Attempted Assassination

Hugh was free to remain in Jerusalem while waiting for a ship to take him into exile. One day, while playing dice on the street, he was brutally attacked by a Breton knight. The knight was quickly apprehended and convicted:

"No accuser or witnesses were necessary to prove the crime, for it was well known to all. Since the regular process of law was needless, therefore, the king ordered a sentence commensurate with his guilt to be pronounced upon the man. The court accordingly convened, and the assassin was sentenced by unanimous consent to suffer the penalty of mutilation of his members. The judgment was reported to the king, who ordered the sentence to be carried out." (William of Tyre, 14.18)

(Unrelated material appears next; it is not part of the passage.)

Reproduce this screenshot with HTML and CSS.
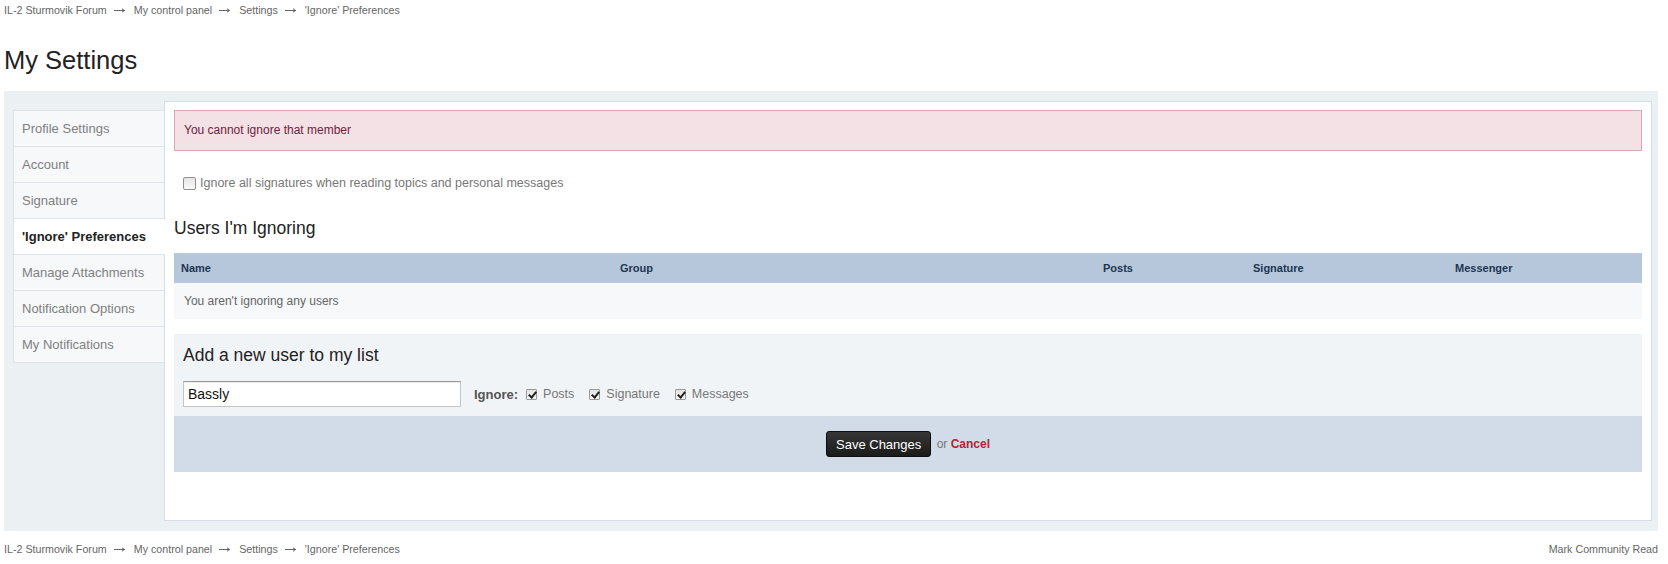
FILE: index.html
```html
<!DOCTYPE html>
<html lang="en">
<head>
    <meta charset="UTF-8">
    <title>My Settings - IL-2 Sturmovik Forum</title>
    <link rel="stylesheet" href="styles.css">
</head>
<body>
<div class="page">

    <div class="crumbs">
        <div class="trail">
            <a href="#">IL-2 Sturmovik Forum</a>
            <svg class="arrow" width="11" height="7" viewBox="0 0 11 7"><path d="M0 3.5H10.5M8 1.8L10.5 3.5L8 5.2" fill="none" stroke="#555" stroke-width="0.9"/></svg>
            <a href="#">My control panel</a>
            <svg class="arrow" width="11" height="7" viewBox="0 0 11 7"><path d="M0 3.5H10.5M8 1.8L10.5 3.5L8 5.2" fill="none" stroke="#555" stroke-width="0.9"/></svg>
            <a href="#">Settings</a>
            <svg class="arrow" width="11" height="7" viewBox="0 0 11 7"><path d="M0 3.5H10.5M8 1.8L10.5 3.5L8 5.2" fill="none" stroke="#555" stroke-width="0.9"/></svg>
            <a href="#">'Ignore' Preferences</a>
        </div>
    </div>

    <h1 class="title">My Settings</h1>

    <div class="layout">
        <ul class="tabs">
            <li><a href="#">Profile Settings</a></li>
            <li><a href="#">Account</a></li>
            <li><a href="#">Signature</a></li>
            <li class="active"><a href="#">'Ignore' Preferences</a></li>
            <li><a href="#">Manage Attachments</a></li>
            <li><a href="#">Notification Options</a></li>
            <li><a href="#">My Notifications</a></li>
        </ul>

        <div class="content">
            <div class="error">You cannot ignore that member</div>

            <label class="option">
                <input type="checkbox" class="check-plain">
                Ignore all signatures when reading topics and personal messages
            </label>

            <h2 class="section-title">Users I'm Ignoring</h2>

            <table class="list">
                <thead>
                    <tr>
                        <th class="col-name">Name</th>
                        <th class="col-group">Group</th>
                        <th class="col-posts">Posts</th>
                        <th class="col-sig">Signature</th>
                        <th>Messenger</th>
                    </tr>
                </thead>
                <tbody>
                    <tr>
                        <td colspan="5" class="empty">You aren't ignoring any users</td>
                    </tr>
                </tbody>
            </table>

            <div class="add-box">
                <h3>Add a new user to my list</h3>
                <div class="add-row">
                    <input type="text" class="text-input" value="Bassly">
                    <span class="ignore-label">Ignore:</span>
                    <label class="small-opt"><input type="checkbox" class="check-small" checked> Posts</label>
                    <label class="small-opt"><input type="checkbox" class="check-small" checked> Signature</label>
                    <label class="small-opt"><input type="checkbox" class="check-small" checked> Messages</label>
                </div>
            </div>

            <div class="submit-row">
                <button class="btn">Save Changes</button>
                <span class="or">or</span>
                <a href="#" class="cancel">Cancel</a>
            </div>
        </div>
    </div>

    <div class="crumbs bottom">
        <div class="trail">
            <a href="#">IL-2 Sturmovik Forum</a>
            <svg class="arrow" width="11" height="7" viewBox="0 0 11 7"><path d="M0 3.5H10.5M8 1.8L10.5 3.5L8 5.2" fill="none" stroke="#555" stroke-width="0.9"/></svg>
            <a href="#">My control panel</a>
            <svg class="arrow" width="11" height="7" viewBox="0 0 11 7"><path d="M0 3.5H10.5M8 1.8L10.5 3.5L8 5.2" fill="none" stroke="#555" stroke-width="0.9"/></svg>
            <a href="#">Settings</a>
            <svg class="arrow" width="11" height="7" viewBox="0 0 11 7"><path d="M0 3.5H10.5M8 1.8L10.5 3.5L8 5.2" fill="none" stroke="#555" stroke-width="0.9"/></svg>
            <a href="#">'Ignore' Preferences</a>
        </div>
        <a href="#" class="mark-read">Mark Community Read</a>
    </div>

</div>
</body>
</html>
```

FILE: styles.css
```css
body {
    margin: 0;
    font-family: 'Liberation Sans', Arial, sans-serif;
    font-size: 13px;
    color: #1c2837;
    background: #fff;
}

a {
    text-decoration: none;
}

.page {
    margin: 0 10px 0 4px;
}

/* Breadcrumbs */
.crumbs {
    display: flex;
    justify-content: space-between;
    padding-top: 3px;
    font-size: 10.7px;
    line-height: 14px;
}

.crumbs .trail {
    display: flex;
    align-items: center;
}

.crumbs a {
    color: #666;
}

.crumbs .arrow {
    margin: 1px 9px 0 7px;
}

.crumbs.bottom {
    padding-top: 0;
    margin-top: 11px;
}

.title {
    margin: 27px 0 0;
    font-size: 25.5px;
    line-height: 32px;
    font-weight: normal;
    color: #222;
}

/* Settings panel */
.layout {
    display: flex;
    align-items: flex-start;
    margin-top: 15px;
    padding: 10px 6px 10px 9px;
    background: #ebf0f3;
}

.tabs {
    width: 150px;
    flex-shrink: 0;
    margin: 9px 0 0;
    padding: 0;
    list-style: none;
    border-top: 1px solid #dde3e9;
    border-left: 1px solid #dde3e9;
}

.tabs li {
    height: 35px;
    line-height: 35px;
    background: #f6f8fa;
    border-bottom: 1px solid #dde3e9;
}

.tabs li a {
    display: block;
    padding-left: 8px;
    color: #808080;
}

.tabs li.active {
    position: relative;
    z-index: 1;
    margin-right: -1px;
    background: #fff;
}

.tabs li.active a {
    color: #222;
    font-weight: bold;
}

.content {
    flex: 1;
    background: #fff;
    border: 1px solid #d5dde5;
    padding: 8px 9px 8px 9px;
}

.error {
    padding: 11px 9px;
    font-size: 12px;
    line-height: 17px;
    color: #6e1f3d;
    background: #f3e1e5;
    border: 1px solid #d9a7b4;
}

.option {
    display: flex;
    align-items: center;
    margin-top: 22px;
    padding-left: 9px;
    line-height: 20px;
    font-size: 12.5px;
    color: #777;
}

.check-plain {
    appearance: none;
    width: 13px;
    height: 13px;
    margin: 0 4px 0 0;
    border: 1px solid #8e8f8f;
    border-radius: 2px;
    background: linear-gradient(#e6e6e6, #fafafa);
}

.section-title {
    margin: 23px 0 13px;
    font-size: 17.5px;
    line-height: 24px;
    font-weight: normal;
    color: #222;
}

/* Ignored users table */
.list {
    width: 100%;
    border-collapse: collapse;
}

.list th {
    height: 30px;
    padding: 0 7px;
    text-align: left;
    font-size: 11px;
    font-weight: bold;
    color: #1d3652;
    background: #b6c7db;
}

.list .col-name { width: 425px; }
.list .col-group { width: 469px; }
.list .col-posts { width: 136px; }
.list .col-sig { width: 188px; }

.list td.empty {
    height: 36px;
    padding: 0 10px;
    font-size: 12px;
    color: #666;
    background: #f6f8fa;
}

/* Add user box */
.add-box {
    margin-top: 15px;
    padding: 9px 9px;
    background: #f1f4f7;
}

.add-box h3 {
    margin: 0 0 14px;
    font-size: 17.5px;
    line-height: 24px;
    font-weight: normal;
    color: #222;
}

.add-row {
    display: flex;
    align-items: center;
}

.text-input {
    box-sizing: border-box;
    width: 278px;
    height: 26px;
    margin: 0 13px 0 0;
    padding: 0 4px;
    font-family: 'Liberation Sans', Arial, sans-serif;
    font-size: 14px;
    color: #111;
    border: 1px solid #c5c5c5;
    border-top-color: #9a9a9a;
    box-shadow: inset 0 1px 1px rgba(0, 0, 0, 0.08);
}

.ignore-label {
    margin-right: 8px;
    font-weight: bold;
    color: #555;
}

.small-opt {
    display: flex;
    align-items: center;
    margin-right: 15px;
    font-size: 12.5px;
    color: #777;
}

.check-small {
    appearance: none;
    position: relative;
    width: 11px;
    height: 11px;
    margin: 0 6px 0 0;
    border: 1px solid #9a9a9a;
    border-radius: 1px;
    background: linear-gradient(#e2e2e2, #f6f6f6);
}

.check-small:checked::after {
    content: "";
    position: absolute;
    left: 3px;
    top: 0px;
    width: 3px;
    height: 6px;
    border: solid #222;
    border-width: 0 2px 2px 0;
    transform: rotate(40deg);
}

/* Buttons */
.submit-row {
    margin-bottom: 40px;
    padding: 15px;
    text-align: center;
    background: #d1dce8;
    font-size: 12px;
}

.btn {
    height: 26px;
    padding: 0 9px;
    font-family: 'Liberation Sans', Arial, sans-serif;
    font-size: 13px;
    color: #fff;
    background: linear-gradient(#363636, #1b1b1b);
    border: 1px solid #0d0d0d;
    border-radius: 3px;
    vertical-align: middle;
    cursor: pointer;
}

.or {
    margin-left: 2px;
    color: #777;
    vertical-align: middle;
}

.cancel {
    font-weight: bold;
    color: #ad2930;
    vertical-align: middle;
}

.mark-read {
    color: #666;
}
```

Rumours spread that Fulk himself had hired the knight to assassinate Hugh, and public opinion considered Hugh to be innocent of the charges of treason and conspiracy. Fulk ordered "...that the tongue should not be included among the members so mutilated", supposedly so that he would not be accused of trying to silence the knight. In any case, the knight claimed to have acted on his own:

"It was impossible to extort from the criminal, either in secret or in public, before or after the sentence was carried out, an admission that this monstrous act had been done by the order or with the knowledge of the king. On the contrary, he declared that he had ventured to do the deed on his own initiative in the hope of gaining the king's favor." (William of Tyre, 14.18)

Nevertheless Fulk no longer had the support of the public in the dispute.

Hugh remained in the kingdom for a short time, while his wounds healed. He then went into exile in Apulia, where his relative Roger II of Sicily named him Count of Gargan. Hugh never fully recovered, and died soon after his arrival.